Zur Tat oder Angriffsversuchen auf die Zeugin ist es nicht gekommen. Auch ein Bekannter soll sie gewarnt haben, dass ihr Schwiegervater nach ihr suche.
Die Kammer steht vor einem schwierigen Prozess, allein wegen der mehrjährigen Verzögerung des Verfahrens. Der Ermittlungsrichter am Amtsgericht Erfurt erinnerte sich kaum noch an bestimmte Aussagen von 2015 – mit einer Ausnahme: die Angaben des Sohns.
Bereits am ersten Verhandlungstag, am Dienstag, erinnerte sich auch die Schwester der bedrohten Frau an fast gar nichts mehr, obwohl sie vor Jahren eine umfassende Aussage bei der Polizei gemacht hatte. Die Frage, ob sie sich bedroht fühle, verneinte sie vor Gericht. Sie wurde offensichtlich von zwei Männern aus der Familie begleitet.

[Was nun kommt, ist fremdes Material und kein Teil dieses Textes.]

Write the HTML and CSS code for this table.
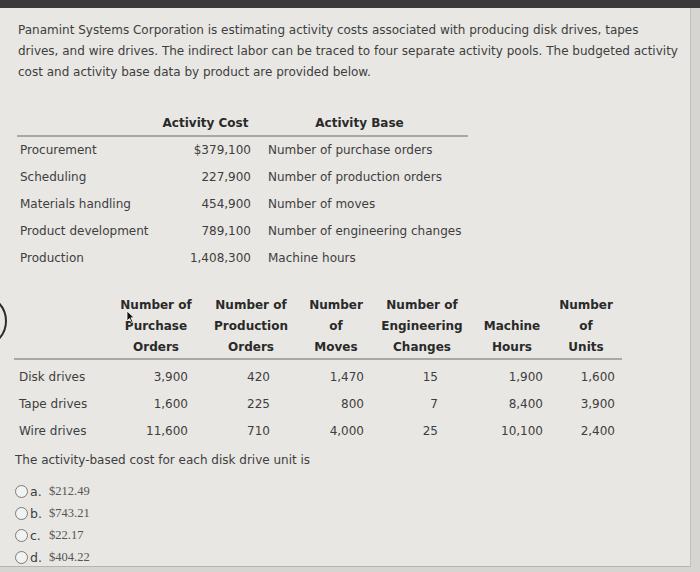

Die Familienbande verlangen auch dem Gericht einiges ab. Mittwochvormittag wurde die Aussage eines Zeugen verschoben, weil unklar war, ob der Angeklagte sein Vater oder Onkel ist. Das aber hat Auswirkungen auf ein mögliches Aussageverweigerungsrecht. Der Angeklagte hat sich vor Gericht bisher nicht zu den Vorwürfen geäußert.